I think Cumulus wants to keep its talk shows on the air in New York, but if it can pocket some cash and air them on a lesser signal, they might be OK with that.
The problem with trying to do conservative political talk on lesser signals in both NYC and Philly is that in geographical terms the potential audience looks like a donut.
In both NYC and Philly, the urban core of the market is very blue, and the fringe counties are politically red. The lower power AM signals were designed in the era when the bulk of the population lived in the urban core, and they don't do a good job of reaching those suburban red counties.
On the other hand, some suburban stations do, but then you can't really tell advertisers that you're on a Philly or NYC major market station.
Agreed that if the talk format on PHT hemorrhages money, that CBS will still find something else to put on the signal and will keep it in the family long term.
Also, as long as Cumulus is in the national talk syndication business it will keep WABC. If it does buy another FM in NYC it will do another format. In the whole hundreds of stations scheme of things, picking up a relative few bucks and selling off a rare station like WABC while dooming your national talk show offerings to a lesser signal doesn't make sense, especially when your chief rival in national talk syndication just bought WOR to compete with you.

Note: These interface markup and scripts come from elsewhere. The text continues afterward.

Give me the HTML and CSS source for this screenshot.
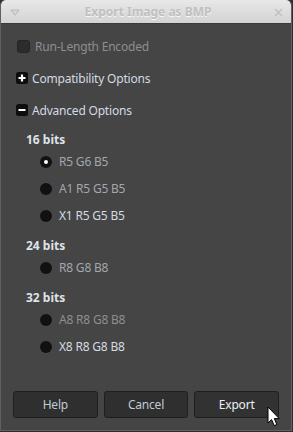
FILE: index.html
```html
<!DOCTYPE html>
<html>
<head>
<meta charset="utf-8">
<link rel="stylesheet" href="styles.css">
</head>
<body>
<div class="window">
  <div class="titlebar">
    <svg class="tb-menu" width="10" height="7" viewBox="0 0 10 7"><path d="M1 1 L9 1 L5 6 Z" fill="#d8d8d8" stroke="#bcbcbc" stroke-width="1.2" stroke-linejoin="round"/></svg>
    <span class="title">Export Image as BMP</span>
    <svg class="tb-close" width="9" height="9" viewBox="0 0 9 9"><path d="M1 1 L8 8 M8 1 L1 8" stroke="#c2c2c2" stroke-width="1.6"/></svg>
  </div>
  <div class="content">
    <div class="row">
      <span class="checkbox"></span>
      <span class="label disabled">Run-Length Encoded</span>
    </div>
    <div class="row">
      <span class="expander">
        <svg width="12" height="12" viewBox="0 0 12 12"><rect x="0" y="0" width="12" height="12" rx="2.5" fill="#0e0e0e"/><path d="M2.5 6 H9.5 M6 2.5 V9.5" stroke="#fff" stroke-width="2.2"/></svg>
      </span>
      <span class="label">Compatibility Options</span>
    </div>
    <div class="row">
      <span class="expander">
        <svg width="12" height="12" viewBox="0 0 12 12"><rect x="0" y="0" width="12" height="12" rx="2.5" fill="#0e0e0e"/><path d="M2.5 6 H9.5" stroke="#fff" stroke-width="2.2"/></svg>
      </span>
      <span class="label">Advanced Options</span>
    </div>
    <div class="groups">
      <div class="group first">
        <div class="heading">16 bits</div>
        <div class="radio-row"><span class="radio checked"></span><span class="label dim">R5 G6 B5</span></div>
        <div class="radio-row"><span class="radio"></span><span class="label dim">A1 R5 G5 B5</span></div>
        <div class="radio-row"><span class="radio"></span><span class="label">X1 R5 G5 B5</span></div>
      </div>
      <div class="group">
        <div class="heading">24 bits</div>
        <div class="radio-row"><span class="radio"></span><span class="label dim">R8 G8 B8</span></div>
      </div>
      <div class="group">
        <div class="heading">32 bits</div>
        <div class="radio-row"><span class="radio"></span><span class="label disabled">A8 R8 G8 B8</span></div>
        <div class="radio-row"><span class="radio"></span><span class="label">X8 R8 G8 B8</span></div>
      </div>
    </div>
  </div>
  <div class="buttons">
    <button class="btn">Help</button>
    <button class="btn">Cancel</button>
    <button class="btn hover">Export
      <svg class="cursor" width="14" height="22" viewBox="0 0 14 22"><path d="M1 1 L1 17 L4.6 13.6 L7.2 19.6 L9.8 18.5 L7.3 12.6 L12.2 12.6 Z" fill="#fff" stroke="#000" stroke-width="1" stroke-linejoin="round"/></svg>
    </button>
  </div>
</div>
</body>
</html>
```
FILE: styles.css
```css
html, body {
  margin: 0;
  padding: 0;
  background: #2e2e2e;
}
body {
  width: 293px;
  height: 432px;
  overflow: hidden;
  font-family: "Noto Sans", "Open Sans", sans-serif;
  font-size: 12px;
  letter-spacing: -0.2px;
}
.window {
  width: 292px;
  height: 431px;
  box-sizing: border-box;
  background: #454545;
  border: 1px solid #606060;
  border-top: none;
  border-radius: 5px 5px 0 0;
  display: flex;
  flex-direction: column;
  overflow: hidden;
}
.titlebar {
  height: 24px;
  flex: none;
  background: linear-gradient(#e8e8e8, #d3d3d3);
  border-bottom: 1px solid #3a3a3a;
  border-radius: 5px 5px 0 0;
  display: flex;
  align-items: center;
  justify-content: space-between;
  padding: 0 8px 0 9px;
  box-sizing: border-box;
  letter-spacing: 0;
}
.title {
  font-weight: bold;
  color: #c0c0c0;
  font-size: 12px;
  text-shadow: 0 1px 0 #f6f6f6;
  margin-left: 2px;
}
.tb-menu { margin-top: 2px; }
.tb-close { margin-top: 1px; }
.content {
  flex: 1;
  padding: 6px 0 0 15px;
  color: #d3dae2;
}
.row {
  display: flex;
  align-items: center;
  height: 32px;
}
.checkbox {
  width: 13px;
  height: 13px;
  box-sizing: border-box;
  background: #2c2c2c;
  border: 1px solid #242424;
  border-radius: 3px;
  margin-left: 1px;
  margin-right: 5px;
}
.expander { width: 12px; height: 12px; margin-right: 4px; display: flex; }
.label { white-space: nowrap; }
.disabled { color: #8b8e92; }
.dim { color: #a2a7ad; }
.groups { padding-left: 10px; }
.group { margin-top: 9px; }
.group.first { margin-top: 6px; }
.heading {
  font-weight: bold;
  color: #dfe3e7;
  height: 16px;
  line-height: 16px;
  letter-spacing: 0;
}
.radio-row {
  display: flex;
  align-items: center;
  height: 27px;
  padding-left: 14px;
}
.radio {
  width: 12px;
  height: 12px;
  border-radius: 50%;
  background: #111;
  margin-right: 7px;
  position: relative;
}
.radio.checked::after {
  content: "";
  position: absolute;
  left: 4px;
  top: 4px;
  width: 4px;
  height: 4px;
  border-radius: 50%;
  background: #fff;
}
.buttons {
  flex: none;
  display: flex;
  gap: 6px;
  padding: 0 12px 12px 12px;
}
.btn {
  width: 85px;
  height: 27px;
  background: #2f2f2f;
  border: 1px solid #1e1e1e;
  border-radius: 3px;
  color: #c0cad4;
  font-family: inherit;
  font-size: 12px;
  letter-spacing: -0.2px;
  padding: 0;
  position: relative;
}
.btn.hover { color: #eaf0f6; background: #323232; }
.cursor {
  position: absolute;
  left: 72px;
  top: 14px;
}
```
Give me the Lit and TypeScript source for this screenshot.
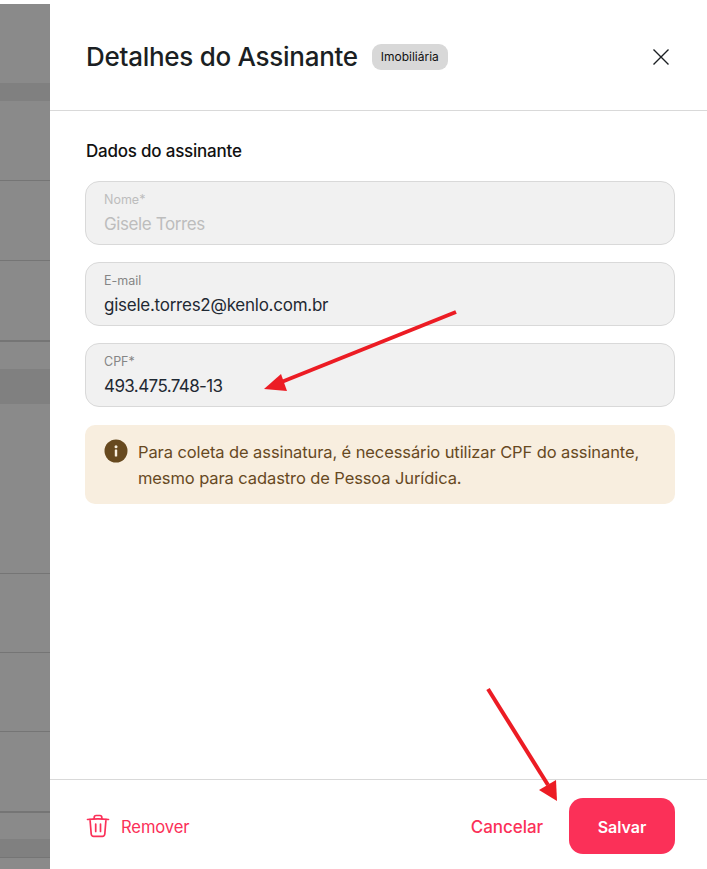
import { LitElement, html, css } from "lit";
import { customElement } from "lit/decorators.js";

const bands = [
  { h: 79, c: "base" }, { h: 18, c: "dark" }, { h: 79, c: "base" }, { h: 1, c: "line" },
  { h: 79, c: "base" }, { h: 1, c: "line" }, { h: 79, c: "base" }, { h: 2, c: "line" },
  { h: 27, c: "base" }, { h: 35, c: "dark" }, { h: 169, c: "base" }, { h: 1, c: "line" },
  { h: 78, c: "base" }, { h: 1, c: "line" }, { h: 78, c: "base" }, { h: 1, c: "line" },
  { h: 79, c: "base" }, { h: 2, c: "line" }, { h: 26, c: "base" }, { h: 18, c: "dark" },
  { h: 1, c: "line" }, { h: 11, c: "base" },
];

@customElement("app-root")
export class AppRoot extends LitElement {
  static styles = css`
    :host { display: block; width: 707px; height: 869px; position: relative; overflow: hidden; background: #fff;
      font-family: "Inter", "Noto Sans", sans-serif; color: #1b1f23; }
    .page { display: flex; height: 869px; }
    .scrim { width: 50px; flex: none; padding-top: 4px; display: flex; flex-direction: column; box-sizing: border-box; }
    .base { background: #8a8a8a; }
    .dark { background: #808080; }
    .line { background: #757575; }
    .panel { flex: 1; display: flex; flex-direction: column; min-width: 0; }
    header { height: 111px; flex: none; box-sizing: border-box; border-bottom: 1px solid #d9d9d9; display: flex; align-items: center; padding: 3px 36px 0; gap: 14px; }
    h1 { margin: 0; font-size: 26px; line-height: 32px; font-weight: 500; letter-spacing: -0.28px; white-space: nowrap; }
    .chip { background: #d8d8d8; border-radius: 9px; height: 26px; width: 76px; display: flex; align-items: center; justify-content: center; font-size: 12px; color: #111; letter-spacing: 0; }
    .close { margin-left: auto; width: 18px; height: 18px; display: block; margin-right: 1px; }
    .body { flex: 1; padding: 30px 32px 0 35px; min-height: 0; }
    h2 { margin: 0 0 20px 1px; font-size: 17px; line-height: 20px; font-weight: 500; color: #111; letter-spacing: -0.22px; }
    .field { height: 64px; box-sizing: border-box; background: #f1f1f1; border: 1px solid #d9d9d9; border-radius: 14px; padding: 10px 18px 0; margin-bottom: 17px; }
    .field label { display: block; font-size: 12.5px; line-height: 16px; color: #858585; }
    .field .v { font-size: 17px; line-height: 24px; margin-top: 4px; color: #1f2933; letter-spacing: -0.25px; }
    .field .name { letter-spacing: -0.4px; }
    .field .cpf { letter-spacing: -0.6px; }
    .field.off label, .field.off .v { color: #bdbdbd; }
    .alert { margin-top: 18px; height: 79px; box-sizing: border-box; background: #f8eedf; border-radius: 10px; display: flex; gap: 10px; padding: 14px 20px 0 19px; color: #67491f; font-size: 16.5px; line-height: 26px; letter-spacing: -0.1px; }
    .alert svg { width: 24px; height: 24px; flex: none; }
    footer { height: 90px; flex: none; box-sizing: border-box; border-top: 1px solid #d9d9d9; display: flex; align-items: center; padding: 3px 32px 0 36px; }
    .rm { display: flex; align-items: center; gap: 11px; color: #fb3058; font-size: 16.6px; letter-spacing: -0.1px; }
    .rm span { padding-top: 2px; }
    .rm svg { width: 24px; height: 24px; display: block; }
    .cancel { margin-left: auto; margin-right: 26px; padding-top: 2px; color: #fb3058; font-size: 17px; letter-spacing: -0.06px; font-weight: 500; }
    .save { width: 106px; height: 56px; box-sizing: border-box; padding-top: 2px; border-radius: 14px; background: #fb3058; color: #fff; font-size: 16px; font-weight: 600; display: flex; align-items: center; justify-content: center; }
    .arrows { position: absolute; inset: 0; width: 707px; height: 869px; pointer-events: none; }
  `;

  render() {
    return html`
      <div class="page">
        <div class="scrim">${bands.map((b) => html`<div class=${b.c} style="height:${b.h}px"></div>`)}</div>
        <div class="panel">
          <header>
            <h1>Detalhes do Assinante</h1>
            <span class="chip">Imobiliária</span>
            <svg class="close" viewBox="0 0 18 18" fill="none" stroke="#1b1f23" stroke-width="1.4"><path d="M1.5 1.5l15 15M16.5 1.5l-15 15"/></svg>
          </header>
          <div class="body">
            <h2>Dados do assinante</h2>
            <div class="field off"><label>Nome*</label><div class="v name">Gisele Torres</div></div>
            <div class="field"><label>E-mail</label><div class="v">gisele.torres2@kenlo.com.br</div></div>
            <div class="field"><label>CPF*</label><div class="v cpf">493.475.748-13</div></div>
            <div class="alert">
              <svg viewBox="0 0 24 24"><circle cx="12" cy="12" r="11.5" fill="#67491f"/><rect x="10.8" y="10.5" width="2.4" height="7" rx=".6" fill="#f8eedf"/><circle cx="12" cy="7.8" r="1.5" fill="#f8eedf"/></svg>
              <div>Para coleta de assinatura, é necessário utilizar CPF do assinante, mesmo para cadastro de Pessoa Jurídica.</div>
            </div>
          </div>
          <footer>
            <div class="rm">
              <svg viewBox="0 0 24 24" fill="none" stroke="#fb3058" stroke-width="1.7" stroke-linecap="round" stroke-linejoin="round"><path d="M1.5 5.5C8 4.8 16 4.8 22.5 5.5M8.2 5V3.4A1.9 1.9 0 0 1 10.1 1.5h3.8a1.9 1.9 0 0 1 1.9 1.9V5M4 5.3l1.2 14.7a2.5 2.5 0 0 0 2.5 2.3h8.6a2.5 2.5 0 0 0 2.5-2.3L20 5.3M9.7 10v7.5M14.5 10v7.5"/></svg>
              <span>Remover</span>
            </div>
            <span class="cancel">Cancelar</span>
            <div class="save">Salvar</div>
          </footer>
        </div>
      </div>
      <svg class="arrows" viewBox="0 0 707 869" fill="#ec1c24" stroke="none">
        <path d="M456 312L279 383" stroke="#ec1c24" stroke-width="4"/>
        <path d="M264 389L281 374L287 391Z"/>
        <path d="M488 689L548 785" stroke="#ec1c24" stroke-width="4"/>
        <path d="M557 801L539 790L556 780Z"/>
      </svg>
    `;
  }
}
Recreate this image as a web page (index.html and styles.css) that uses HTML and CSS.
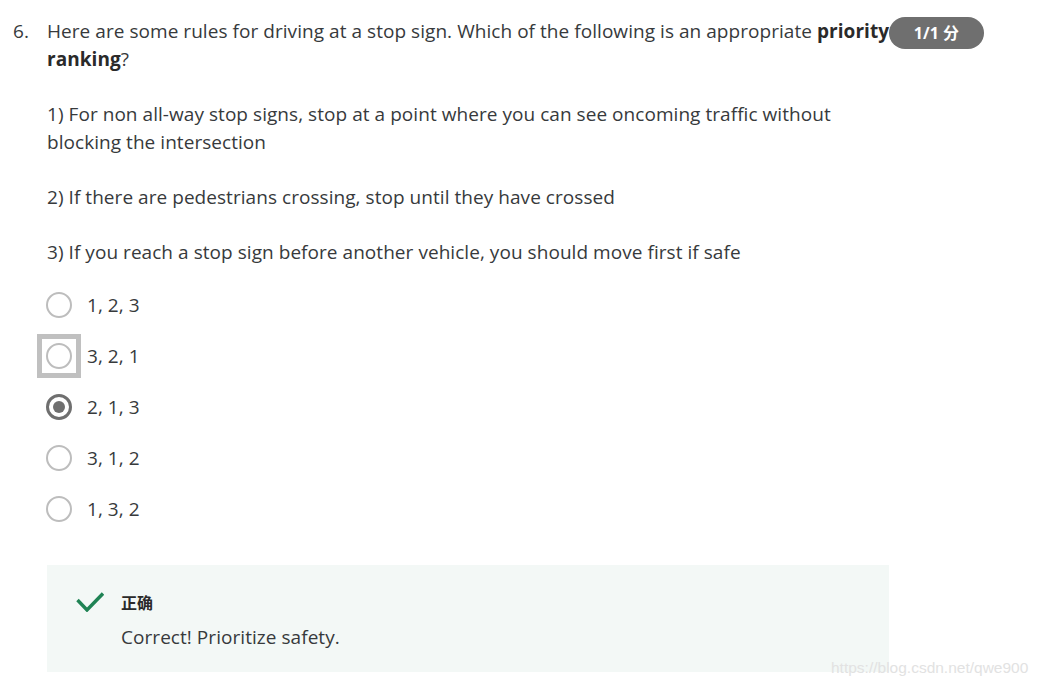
FILE: index.html
```html
<!DOCTYPE html>
<html lang="en">
<head>
    <meta charset="UTF-8">
    <meta name="viewport" content="width=device-width, initial-scale=1.0">
    <title>Quiz Question 6</title>
    <link rel="stylesheet" href="styles.css">
</head>
<body>
    <div class="question">
        <div class="question-num">6.</div>
        <div class="question-body">
            <p class="prompt">Here are some rules for driving at a stop sign. Which of the following is an appropriate <strong>priority ranking</strong>?</p>
            <span class="score-badge">1/1 分</span>
            <p>1) For non all-way stop signs, stop at a point where you can see oncoming traffic without blocking the intersection</p>
            <p>2) If there are pedestrians crossing, stop until they have crossed</p>
            <p>3) If you reach a stop sign before another vehicle, you should move first if safe</p>

            <ul class="options">
                <li class="option"><span class="radio-box"><span class="radio"></span></span>1, 2, 3</li>
                <li class="option"><span class="radio-box focused"><span class="radio"></span></span>3, 2, 1</li>
                <li class="option"><span class="radio-box"><span class="radio checked"></span></span>2, 1, 3</li>
                <li class="option"><span class="radio-box"><span class="radio"></span></span>3, 1, 2</li>
                <li class="option"><span class="radio-box"><span class="radio"></span></span>1, 3, 2</li>
            </ul>

            <div class="feedback">
                <svg class="check" width="28" height="20" viewBox="0 0 28 20">
                    <path d="M1.5 8 L11 18 L27 1.5" fill="none" stroke="#1f8354" stroke-width="3.4"/>
                </svg>
                <div class="feedback-text">
                    <div class="feedback-title">正确</div>
                    <div>Correct! Prioritize safety.</div>
                </div>
            </div>
        </div>
    </div>
    <div class="watermark">https://blog.csdn.net/qwe900</div>
</body>
</html>
```

FILE: styles.css
```css
* {
    margin: 0;
    padding: 0;
    box-sizing: border-box;
}

body {
    font-family: 'Open Sans', 'Noto Sans CJK SC', sans-serif;
    font-size: 19px;
    line-height: 28px;
    letter-spacing: 0.05px;
    color: #373a3c;
    background: #fff;
}

.question {
    display: flex;
    padding: 17px 0 0 13px;
}

.question-num {
    width: 34px;
}

.question-body {
    width: 843px;
    position: relative;
}

.question-body p {
    margin-bottom: 27px;
}

.question-body strong {
    font-weight: 700;
    color: #2a2a2a;
}

.score-badge {
    position: absolute;
    top: 0;
    left: 842px;
    width: 95px;
    height: 32px;
    border-radius: 16px;
    background: #6f6f6f;
    color: #fff;
    font-size: 16px;
    font-weight: 700;
    line-height: 32px;
    text-align: center;
}

.options {
    list-style: none;
    margin-top: -14px;
    margin-left: -10px;
}

.option {
    display: flex;
    align-items: center;
    gap: 6px;
    height: 51px;
}

.radio-box {
    width: 44px;
    height: 44px;
    display: flex;
    align-items: center;
    justify-content: center;
    border: 5px solid transparent;
}

.radio-box.focused {
    border-color: #c0c0c0;
}

.radio {
    width: 26px;
    height: 26px;
    border-radius: 50%;
    border: 2px solid #bdbdbd;
    display: flex;
    align-items: center;
    justify-content: center;
}

.radio.checked {
    border: 3px solid #6f6f6f;
}

.radio.checked::after {
    content: '';
    width: 12px;
    height: 12px;
    border-radius: 50%;
    background: #6f6f6f;
}

.feedback {
    display: flex;
    align-items: flex-start;
    gap: 17px;
    margin-top: 31px;
    background: #f3f8f6;
    padding: 24px 20px 21px 29px;
    width: 842px;
}

.check {
    margin-top: 3px;
}

.feedback-title {
    font-size: 16px;
    font-weight: 700;
    color: #2a2a2a;
    margin-bottom: 6px;
}

.watermark {
    position: absolute;
    left: 831px;
    top: 657px;
    font-family: 'Liberation Sans', Arial, sans-serif;
    font-size: 15.5px;
    line-height: 22px;
    letter-spacing: 0;
    color: #e2e2e2;
}
```
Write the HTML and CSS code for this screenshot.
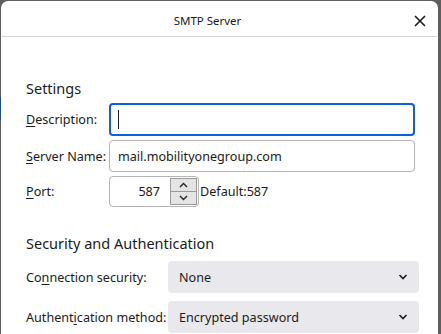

When it comes to the business importance of baseball coverage, it isn't worth buying a major market AM just to do that. It should be remembered that in NYC, CBS loses millions a year on the Yankees radio broadcasts. In a market of 16-million, the average Yankees game cume was about 365,000 during the 2011 season. I don't know what the numbers are in Philly, but wouldn't be surprised if baseball isn't a loss leader for CBS Sports talk here too.